Muitas vezes, os pais demonstram que pro curam o diálogo como fórmula de educar, mas quando as crianças não respondem aos seus apelos panem para as ameaças. E aí, o melhor é cumpri-las, caso contrário se estará perdendo a autoridade. Entretanto, é necessário que se reflita sobre o fato de que a idade dos seus filhos é exatamente o tempo da gênese da moral, ou seja, é a partir das intervenções dos adultos mais caros para a criança, que se instaura a moral. Isso significa que os pais precisam ensinar o certo e o errado para as crianças. As regras inegociáveis, como escovar os dentes, dormir na hora adequada, tomar banho, ir para a escola, enfim, regras que implicam na saúde física e psicológica das crianças, precisam ser preservadas, e isso é papel dos pais.
A dificuldade de assumir uma atitude ideal e eficaz para a educação dos filhos revela-se quando eles mesmos assumem que seguem o tal ” passo a passo” empírico na busca da atitude que alcance maior sucesso na promoção da obediência da criança. É bem verdade que a intervenção junto às crianças não tem receita ou verdades absolutas, pois conta com a relatividade do contexto, das características de cada criança e do próprio estado psicológico dos pais. Entretanto, pode-se afirmar que falta realmente aos genitores a definição dos principais objetivos da educação moral.
Talvez seja mais prático gritar, castigar e, nos momentos de crise, os sentimentos tendem a se sobrepor a razão. Porém, quando se quer educar para a autonomia, para a justiça, enfim, formar pessoas conscientes, responsáveis, solidárias, críticas, faz-se necessário que os objetivos estejam bem claros, durante as intervenções do dia-a-dia. É preciso que os pais assumam o papel de adultos da relação.
Entretanto, é nítido que a obediência cega não é mais o objetivo de nenhum pai. Outros aspectos compõem o desejo dos pais de formarem boas pessoas, porém, com frequência as suas intervenções inadequadas acabam traindo os seus próprios objetivos e desta forma, a relação pais e filhos precisa ser repensada. Uma coisa é certa: seus propósitos ao educarem suas crianças são positivos, e negam o conformismo.

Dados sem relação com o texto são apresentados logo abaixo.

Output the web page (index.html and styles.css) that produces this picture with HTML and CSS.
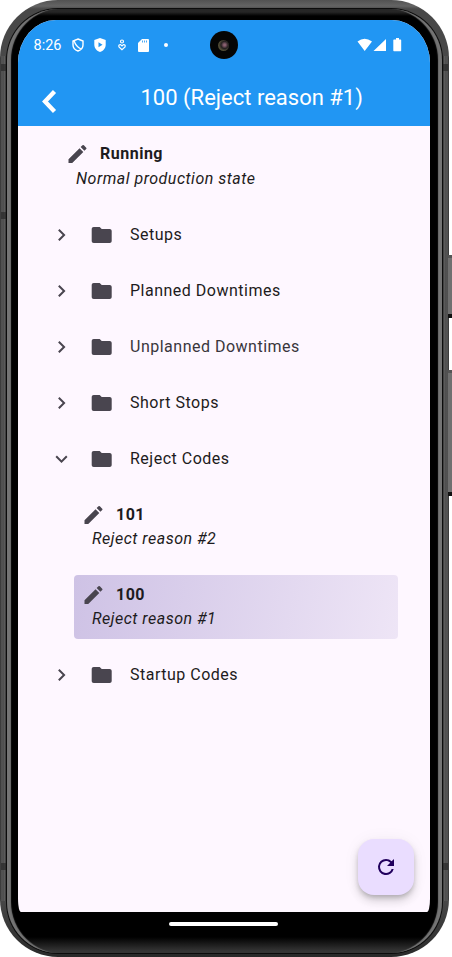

“Bom, ele obedece porque sabe que se não obedecer tem as consequências. Primeiro eu explico porque estou dando aquela ordem, porque ele tem que obedecer, porque eu não estou deixando, porque estou deixando, né? Para ficar bem claro! E não porque é só uma vontade da mamãe. Não, a mamãe não deixa porque tem algum problema. É o perigo…” (relato de uma mãe)

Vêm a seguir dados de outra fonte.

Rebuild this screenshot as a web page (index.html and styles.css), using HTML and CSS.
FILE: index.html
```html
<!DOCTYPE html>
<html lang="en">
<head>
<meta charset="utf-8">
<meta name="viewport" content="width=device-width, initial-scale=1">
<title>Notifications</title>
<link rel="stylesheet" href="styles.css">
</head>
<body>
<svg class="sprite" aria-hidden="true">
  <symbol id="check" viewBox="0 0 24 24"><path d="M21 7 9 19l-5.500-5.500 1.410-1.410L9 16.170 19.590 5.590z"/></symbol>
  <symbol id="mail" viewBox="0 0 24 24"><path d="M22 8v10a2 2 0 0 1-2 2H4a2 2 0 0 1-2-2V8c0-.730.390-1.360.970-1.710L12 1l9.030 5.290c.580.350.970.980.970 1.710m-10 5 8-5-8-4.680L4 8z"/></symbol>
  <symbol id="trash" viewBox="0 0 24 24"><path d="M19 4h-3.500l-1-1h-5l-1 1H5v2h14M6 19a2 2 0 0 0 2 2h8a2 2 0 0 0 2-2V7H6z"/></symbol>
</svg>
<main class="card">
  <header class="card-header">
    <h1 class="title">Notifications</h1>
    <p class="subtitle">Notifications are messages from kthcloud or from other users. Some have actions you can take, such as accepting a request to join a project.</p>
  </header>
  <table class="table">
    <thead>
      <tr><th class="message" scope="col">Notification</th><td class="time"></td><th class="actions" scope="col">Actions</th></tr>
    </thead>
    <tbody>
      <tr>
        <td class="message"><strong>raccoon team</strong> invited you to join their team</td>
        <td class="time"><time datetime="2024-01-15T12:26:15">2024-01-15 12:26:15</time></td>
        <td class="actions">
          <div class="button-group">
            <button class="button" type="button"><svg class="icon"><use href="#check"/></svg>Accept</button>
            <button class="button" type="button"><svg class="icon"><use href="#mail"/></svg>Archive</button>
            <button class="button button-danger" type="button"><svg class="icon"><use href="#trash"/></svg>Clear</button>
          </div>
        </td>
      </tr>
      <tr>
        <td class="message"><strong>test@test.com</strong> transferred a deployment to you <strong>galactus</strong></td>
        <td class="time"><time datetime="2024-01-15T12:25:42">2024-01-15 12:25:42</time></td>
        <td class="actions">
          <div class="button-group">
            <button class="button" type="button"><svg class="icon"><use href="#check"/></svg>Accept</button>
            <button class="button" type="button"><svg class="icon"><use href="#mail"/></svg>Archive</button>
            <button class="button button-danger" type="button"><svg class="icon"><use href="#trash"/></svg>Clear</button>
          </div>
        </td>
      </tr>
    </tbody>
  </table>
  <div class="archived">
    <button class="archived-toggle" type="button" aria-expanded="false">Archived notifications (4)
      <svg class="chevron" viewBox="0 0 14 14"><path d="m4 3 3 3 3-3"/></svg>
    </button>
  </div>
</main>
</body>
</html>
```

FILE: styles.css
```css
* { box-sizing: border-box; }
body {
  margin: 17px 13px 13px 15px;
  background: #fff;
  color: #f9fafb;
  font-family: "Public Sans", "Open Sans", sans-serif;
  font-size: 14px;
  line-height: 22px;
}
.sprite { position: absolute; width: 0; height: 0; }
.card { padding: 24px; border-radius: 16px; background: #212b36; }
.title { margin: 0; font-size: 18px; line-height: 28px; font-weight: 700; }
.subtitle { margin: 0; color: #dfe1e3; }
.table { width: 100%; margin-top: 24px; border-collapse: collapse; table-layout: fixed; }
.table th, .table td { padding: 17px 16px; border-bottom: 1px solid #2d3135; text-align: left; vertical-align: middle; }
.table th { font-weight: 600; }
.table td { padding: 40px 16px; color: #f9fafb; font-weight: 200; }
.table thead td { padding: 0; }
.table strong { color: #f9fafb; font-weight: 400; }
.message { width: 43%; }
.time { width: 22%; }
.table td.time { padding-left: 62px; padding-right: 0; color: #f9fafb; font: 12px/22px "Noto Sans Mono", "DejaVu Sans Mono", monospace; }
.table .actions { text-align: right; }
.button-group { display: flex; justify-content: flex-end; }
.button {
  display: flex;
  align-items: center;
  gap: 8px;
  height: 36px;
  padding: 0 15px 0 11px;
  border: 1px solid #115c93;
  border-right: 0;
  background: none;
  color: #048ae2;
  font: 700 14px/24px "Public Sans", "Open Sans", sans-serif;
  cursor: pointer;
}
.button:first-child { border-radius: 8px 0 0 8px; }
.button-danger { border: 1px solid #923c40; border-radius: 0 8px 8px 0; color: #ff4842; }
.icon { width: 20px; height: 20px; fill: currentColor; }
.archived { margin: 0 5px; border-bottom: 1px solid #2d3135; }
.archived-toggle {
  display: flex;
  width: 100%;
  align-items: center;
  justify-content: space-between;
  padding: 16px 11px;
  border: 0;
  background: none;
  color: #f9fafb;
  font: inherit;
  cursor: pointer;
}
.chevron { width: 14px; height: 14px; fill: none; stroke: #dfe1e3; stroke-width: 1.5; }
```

O discurso da mãe revela o desinteresse na obediência à autoridade, sem reflexão ou compreensão. Sua busca é pelo entendimento da regra, pela compreensão do filho de que todo ato tem consequência. A lei da reciprocidade está implícita, e com ela a ideia da construção da obediência do bem pautada no auto- controle. Conforme Piaget: ”A regra, devido ao acordo mútuo e à cooperação, enraíza-se, pelo contrário, no interior da consciência da criança e conduz a uma prática efetiva, na medida em que se associa com a vontade autônoma.
ROTINA INTERROMPIDA
O cansaço do dia-a-dia, as dificuldades pessoais, os sentimentos de culpa, entre outros, acabam sendo responsáveis por uma não conservação das regras e combinados com as crianças por parte dos pais. Conforme as palavras de Marques (2000, p.207): “A inconsistência paterna se refere ao comportamento dos pais, que varia de acordo com o tempo e situações. Este comportamento é mais óbvio no caso da disciplina, quando os pais algumas vezes punem a criança por um determinado ato e outras vezes permitem que o ato se repita sem qualquer repercussão para ela”.

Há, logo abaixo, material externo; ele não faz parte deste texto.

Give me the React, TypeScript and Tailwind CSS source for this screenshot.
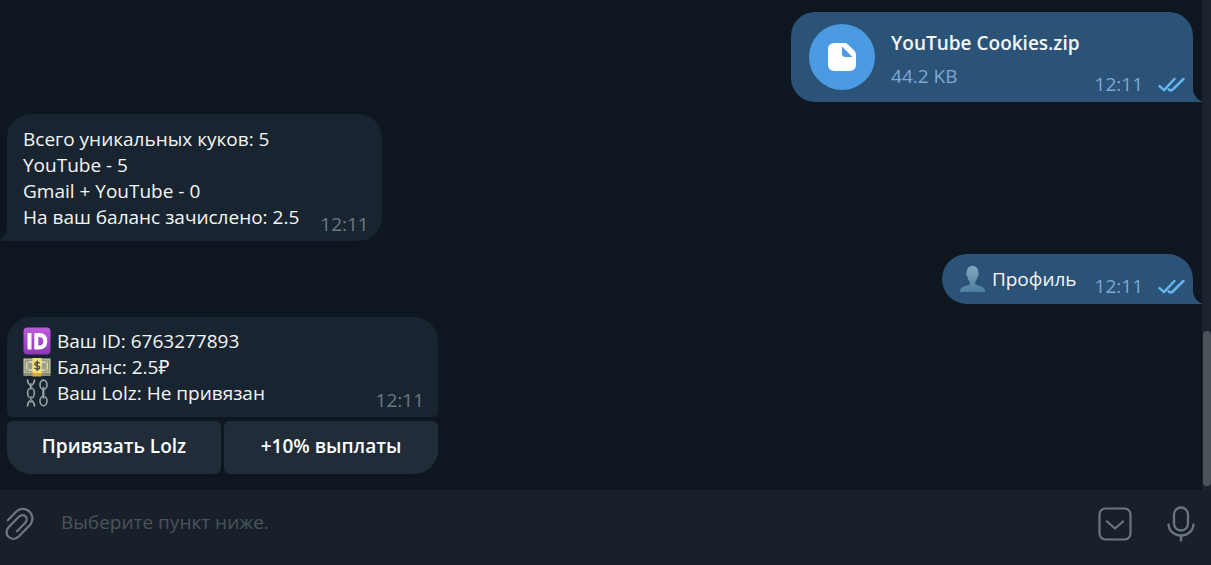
import type { ReactNode } from 'react';

const FileIcon = () => (
  <svg width="28" height="28" viewBox="0 0 28 28" aria-hidden="true">
    <path
      d="M6.5 0H16.5Q18.5 0 20 1.4L26.6 8Q28 9.5 28 11.5V21.5Q28 28 21.5 28H6.5Q0 28 0 21.5V6.5Q0 0 6.5 0Z"
      fill="#ffffff"
    />
    <path d="M14 3.6V10.5Q14 14 17.5 14H24.4Z" fill="#4b9be3" />
  </svg>
);

const Checks = () => (
  <svg width="27" height="15" viewBox="0 0 27 15" fill="none" stroke="#65b4f0" strokeWidth="2.5" strokeLinecap="round" strokeLinejoin="round" aria-label="Read">
    <path d="M1.6 9.2L6 13.2L16.4 2" />
    <path d="M10.6 12.2L12 13.4L14.2 13L25.4 2" />
  </svg>
);

const IdEmoji = () => (
  <svg width="28" height="28" viewBox="0 0 28 28" role="img" aria-label="ID">
    <defs>
      <linearGradient id="idFill" x1="0" y1="0" x2="0" y2="1">
        <stop offset="0" stopColor="#bd5cdc" />
        <stop offset="1" stopColor="#8c38b8" />
      </linearGradient>
    </defs>
    <rect x="0.5" y="0.5" width="27" height="27" rx="4" fill="url(#idFill)" />
    <rect x="4.5" y="6" width="4" height="16.5" rx="0.6" fill="#fff" />
    <path d="M13.3 8V20.5H16C20.8 20.5 22.3 18 22.3 14.2C22.3 10.4 20.8 8 16 8Z" fill="none" stroke="#fff" strokeWidth="4" />
  </svg>
);

const MoneyEmoji = () => (
  <svg width="28" height="28" viewBox="0 0 28 28" role="img" aria-label="Money">
    <rect x="0.5" y="5.5" width="27" height="15" fill="#d5d2b4" />
    <rect x="0.5" y="20" width="27" height="3" fill="#8a8b72" />
    <rect x="2.2" y="7.2" width="23.6" height="11.6" fill="none" stroke="#878c70" strokeWidth="1.2" />
    <ellipse cx="7" cy="13" rx="2.6" ry="3.6" fill="#98a083" />
    <ellipse cx="21" cy="13" rx="2.6" ry="3.6" fill="#98a083" />
    <path d="M3.5 9.6L5.5 8.4M3.5 16.4L5.5 17.6M24.5 9.6L22.5 8.4M24.5 16.4L22.5 17.6" stroke="#9a5d4e" />
    <rect x="9.5" y="5" width="9" height="15" fill="#f5df83" />
    <rect x="9.5" y="20" width="9" height="3.5" fill="#dfa83c" />
    <path d="M16.6 10.3C15.7 9 11.8 8.9 11.8 11C11.8 13.2 16.7 11.9 16.7 14.4C16.7 16.5 12.6 16.5 11.5 14.9M14.2 7.5V17.9" fill="none" stroke="#4f4938" strokeWidth="1.4" />
  </svg>
);

const ChainsEmoji = () => (
  <svg width="28" height="28" viewBox="0 0 28 28" fill="none" role="img" aria-label="Chains">
    <g stroke="#9aa4a9" strokeWidth="1.6" strokeLinecap="round">
      <path d="M4.5 1C4.5 4 6 5.5 8 6.8C10 5.5 11.5 4 11.5 1" />
      <ellipse cx="8" cy="14" rx="3.4" ry="5" />
      <path d="M4.5 27C4.5 24 6 22.5 8 21.2C10 22.5 11.5 24 11.5 27" />
      <ellipse cx="20.5" cy="5.8" rx="3.5" ry="4.7" />
      <ellipse cx="20.5" cy="22" rx="3.5" ry="4.7" />
    </g>
    <path d="M8 5V10M8 18V23M20.5 8.5V19" stroke="#75828a" strokeWidth="2.2" strokeLinecap="round" />
    <path d="M7.6 5.5V9M20.1 9.5V18" stroke="#cbd1d3" strokeWidth="0.8" />
  </svg>
);

const PersonEmoji = () => (
  <svg width="28" height="28" viewBox="0 0 28 28" role="img" aria-label="Person">
    <defs>
      <linearGradient id="personFill" x1="0" y1="0" x2="0" y2="1">
        <stop offset="0" stopColor="#83a8c1" />
        <stop offset="1" stopColor="#4d7e9f" />
      </linearGradient>
    </defs>
    <path
      d="M14.5 1C18.2 1 20.4 3.6 20.3 7.6C21.2 8.2 20.8 10.8 19.6 11.6C19.2 14 18.4 15.5 17.3 16.6V19.2C18.5 21 26.8 20.5 27 26V27H2V26C2.2 20.5 10.5 21 11.7 19.2V16.6C10.6 15.5 9.8 14 9.4 11.6C8.2 10.8 7.8 8.2 8.7 7.6C8.6 3.6 10.8 1 14.5 1Z"
      fill="url(#personFill)"
    />
  </svg>
);

const PaperclipIcon = () => (
  <svg width="30" height="34" viewBox="0 0 30 34" fill="none" stroke="#6b767f" strokeWidth="2.3" strokeLinecap="round" aria-hidden="true">
    <path d="M2.8 13.2L10.6 5.2C19.5 -3.8 32.5 7.5 25.4 17.6L14 29.2C6.8 36.4 -2.6 27.2 3.6 20.2L13.6 10C18.8 5 24.6 11 20 16L12 24.2" />
  </svg>
);

const KeyboardDownIcon = () => (
  <svg width="34" height="34" viewBox="0 0 34 34" fill="none" stroke="#6b767f" strokeWidth="2.2" strokeLinecap="round" strokeLinejoin="round" aria-hidden="true">
    <rect x="1.5" y="1.5" width="31" height="31" rx="6" />
    <path d="M9 14.5L17 21.5L25 14.5" />
  </svg>
);

const MicIcon = () => (
  <svg width="28" height="36" viewBox="0 0 28 36" fill="none" stroke="#6b767f" strokeWidth="2.3" aria-hidden="true">
    <rect x="7" y="1.5" width="14" height="23" rx="7" />
    <path d="M1.5 17.5C1.5 24.5 6.8 29.5 14 29.5C21.2 29.5 26.5 24.5 26.5 17.5M14 29.5V35.5" />
  </svg>
);

const TailRight = () => (
  <svg className="absolute bottom-0 left-full" width="9" height="26" viewBox="0 0 9 26" fill="#2b5378" aria-hidden="true">
    <path d="M0 0V12C0 18 3 23 9 25.5V26H0Z" />
  </svg>
);

const TailLeft = () => (
  <svg className="absolute right-full bottom-0" width="7" height="26" viewBox="0 0 7 26" fill="#182530" aria-hidden="true">
    <path d="M7 0V26H0V25.2C5 22 7 18 7 11Z" />
  </svg>
);

const Time = ({ sent }: { sent?: boolean }) =>
  sent ? (
    <div className="flex items-center gap-[15px] self-end text-[#7da8d3]">
      <time>12:11</time>
      <Checks />
    </div>
  ) : (
    <time className="self-end text-[#6b7883]">12:11</time>
  );

const EmojiLine = ({ icon, children }: { icon: ReactNode; children: ReactNode }) => (
  <p className="flex h-[26px] items-center gap-[6px]">
    {icon}
    <span>{children}</span>
  </p>
);

export default function App() {
  return (
    <div className="flex min-h-screen flex-col bg-[#0e1620] font-['Open_Sans','Noto_Sans',sans-serif] text-[19px] leading-[26px] text-[#f5f5f5]">
      <div className="flex flex-1">
        <main className="flex flex-1 flex-col items-start pt-3 pr-[9px] pb-4 pl-[7px]">
          <section className="relative flex self-end rounded-[24px] rounded-br-none bg-[#2b5378] pt-3 pr-2 pb-[5px] pl-[18px]">
            <button aria-label="Open file" className="mb-[7px] flex size-[66px] items-center justify-center rounded-full bg-[#4b9be3]">
              <FileIcon />
            </button>
            <div className="ml-4 flex flex-col gap-[7px] pt-[6px]">
              <h2 className="font-semibold">YouTube Cookies.zip</h2>
              <p className="text-[#7da8d3]">44.2 KB</p>
            </div>
            <div className="ml-[15px] flex">
              <Time sent />
            </div>
            <TailRight />
          </section>

          <section className="relative mt-3 flex gap-[21px] rounded-[24px] rounded-bl-none bg-[#182530] pt-3 pr-[13px] pb-1 pl-4">
            <div className="pb-[7px]">
              <p>Всего уникальных куков: 5</p>
              <p>YouTube - 5</p>
              <p>Gmail + YouTube - 0</p>
              <p>На ваш баланс зачислено: 2.5</p>
            </div>
            <Time />
            <TailLeft />
          </section>

          <section className="relative mt-[13px] flex gap-[18px] self-end rounded-[25px] rounded-br-none bg-[#2b5378] pt-3 pr-2 pb-[5px] pl-4">
            <div className="pb-[7px]">
              <EmojiLine icon={<PersonEmoji />}>Профиль</EmojiLine>
            </div>
            <Time sent />
            <TailRight />
          </section>

          <section className="mt-[13px] w-[431px] max-w-full">
            <div className="flex justify-between rounded-t-[24px] rounded-b-[6px] bg-[#182530] pt-[11px] pr-[14px] pb-1 pl-4">
              <div className="pb-[7px]">
                <EmojiLine icon={<IdEmoji />}>Ваш ID: 6763277893</EmojiLine>
                <EmojiLine icon={<MoneyEmoji />}>Баланс: 2.5₽</EmojiLine>
                <EmojiLine icon={<ChainsEmoji />}>Ваш Lolz: Не привязан</EmojiLine>
              </div>
              <Time />
            </div>
            <div className="mt-1 grid grid-cols-2 gap-[3px] font-semibold text-white">
              <button className="rounded-[6px] rounded-bl-[24px] bg-[#202d38] pt-3 pb-[15px]">Привязать Lolz</button>
              <button className="rounded-[6px] rounded-br-[24px] bg-[#202d38] pt-3 pb-[15px]">+10% выплаты</button>
            </div>
          </section>
        </main>

        {/* Scrollbar */}
        <div className="flex w-[9px] flex-col justify-end bg-[#1b242d] pb-1 pl-px">
          <div className="h-[155px] rounded-[4px] bg-[#4b535b]" />
        </div>
      </div>

      <footer className="flex items-center border-b border-[#0e1620] bg-[#18212a] pt-4 pr-4 pb-6 pl-[5px]">
        <button aria-label="Attach file">
          <PaperclipIcon />
        </button>
        <input
          type="text"
          aria-label="Message"
          placeholder="Выберите пункт ниже."
          className="mb-1 ml-[26px] min-w-0 flex-1 bg-transparent outline-none placeholder:text-[#4a535b]"
        />
        <div className="flex items-center gap-[35px]">
          <button aria-label="Hide keyboard">
            <KeyboardDownIcon />
          </button>
          <button aria-label="Record voice message">
            <MicIcon />
          </button>
        </div>
      </footer>
    </div>
  );
}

A autora, que pesquisou diferentes formas de abuso psicológico infantil, também afirma que a inconsistência paterna pode suscitar grandes problemas de comportamento nos pequenos, entre eles, o mais comum, segundo ela, a agressividade extrema. Os fragmentos de discursos obtidos nas entrevistas revelam exemplos da inconsistência: “eu mesmo deixo o barco correr um pouco solto com ele”, “quando você fica meio liberada, a criança fica passando por cima”, “se você fizer corpo mole ele não obedece”, “aí vai enrolando e enrolando, então não aguento mais e passo para o pai”, “falta atitude mesmo da minha parte, porque ele sabe que eu sou fraca e ele vai até onde ele consegue”, “às vezes a gente acaba cedendo em alguma coisa”.